The More the Merrier

Sean Kelly
"The best way to have a good idea is to have lots of ideas." — Linus Pauling

Presentations in Sean Kelly's Creativity Seminar emphasize the importance of developing multiple ideas — as many possibilities as possible. The more the merrier. If you only go with your first idea, it’s likely that it’s also the first idea that everyone else will have. And then you’re just stuck with something obvious.

When photographers are looking for an image, they shoot a lot of images. In the old days, that meant using up a lot of film, which got expensive. Today, with a seemingly endless supply of memory on our digital cameras, it's still always worth the time to keep shooting. Even if they need only one picture, good photographers — especially photojournalists — shoot dozens, perhaps hundreds of images for any project.

Even if they might think they got some good shots right away, and even if they got the one that fulfilled the assignment, they stick around and keep looking, keep exploring, finding new angles, waiting for something unexpected to happen.

When you look at the contact sheets of the multiple pictures captured by great photographers, you can see proof that the best images — the real masterpieces — are hardly ever the first shots on the roll of film.

The same holds true for writers, and problem-solvers in any field. The greater number of ideas you come up with, the greater likehood of creating really winning ideas. Generate as many ideas as possible, both good and bad, instead of just settling for the first few and giving up too soon. Usually, the most elegant idea is just around the corner.

Later in the creative process there will be plenty of time to be more selective and more critical. That second stage is when you'll shift from looking for quantity to looking for quality.

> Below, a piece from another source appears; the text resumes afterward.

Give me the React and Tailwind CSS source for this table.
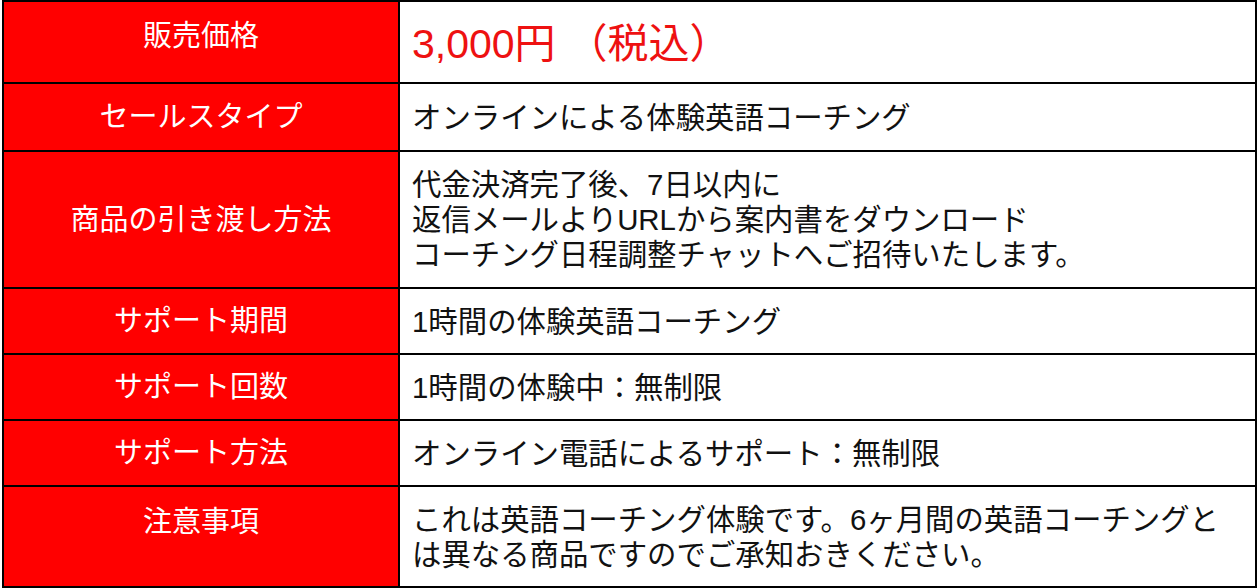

But because you made the extra effort to invent a lot of concepts early on, the job of picking the best one is going to be so much easier than if you had stopped after the first one, or merely been lazy and gone with an obvious one. Giving yourself lots of choices makes the final choice so simple.

And, any left over ideas that didn't get used are yours to keep -- to reuse, recombine, revitalize on your next assignment. Now you're building an archive of ideas.

More importantly, you're building mental muscle: the stamina to keep producing concepts.

Sean Kelly's Creativity Seminar explores how this goal of producing many ideas can be easily achieved through the use of tools and techniques such as lateral thinking, divergent thinking and convergent thinking.

Similarly, Michael Michalko — author of Cracking Creativity: The Thinking Strategies of Creative Geniuses, among other books — encourages creative thinkers to go beyond their first notion, through a deliberate challenge: Setting a quota.
Ask the average adult for ideas and you will be amazed at how few ideas they have. For example, ask a friend to come up with alternative uses for the common brick and my hunch is your friend may come up with not many, perhaps, three or four. 
However, if I asked you to come up with 60 uses for the common brick as fast as you can, this forces you to come with 60 ideas. By forcing yourself to meet a quota, you put your internal critic on hold and write everything down, including the obvious and weak. 
The first third will be the same-old, same-old ideas you always get. These ideas are the familiar and safe responses that lie closest to your consciousness, and therefore, are naturally thought of first. The second third will be more interesting and the last third will show more insight, curiosity and complexity because now you are stretching your imagination. 
To meet your quota, you find yourself listing all the usual uses (build a wall, fireplace, outdoor barbeque and so on) as well as listing everything that comes to mind (anchor, projectile in riots, ballast, a tool for leveling dirt, material for sculptures, doorstop, device to hold down newspapers, a portable step to carry with you so you can stand on it in crowds, stone crab cracker and so on) as you stretch your imagination to meet your quota. A quota allows you to generate more imaginative alternatives than you otherwise would. 
We are taught to be exclusionary thinkers, which means we exclude anything that is not immediately related to our subject. If there is any ambiguity, the average person will invariably censor it and the thought dissipates back into nothingness. This exclusionary way of thinking is how we lost our natural capacity to spontaneously generate ideas. 
This is why the average person produces only a handful of ideas when brainstorming; whereas, a creative genius will produce great quantities of ideas. Thomas Edison, for example, created 3000 different ideas for a lighting system before he stepped back to evaluate them for practicality and profitability.  
All geniuses produce great quantities of ideas because they uncritically search for all possible alternatives. Albert Einstein was asked once what the difference was between him and the average person, he answered “If you ask the average person to find a needle in a haystack, he or she will stop when they find a needle. I, on the other hand, will go through the entire haystack looking for all the possible needles."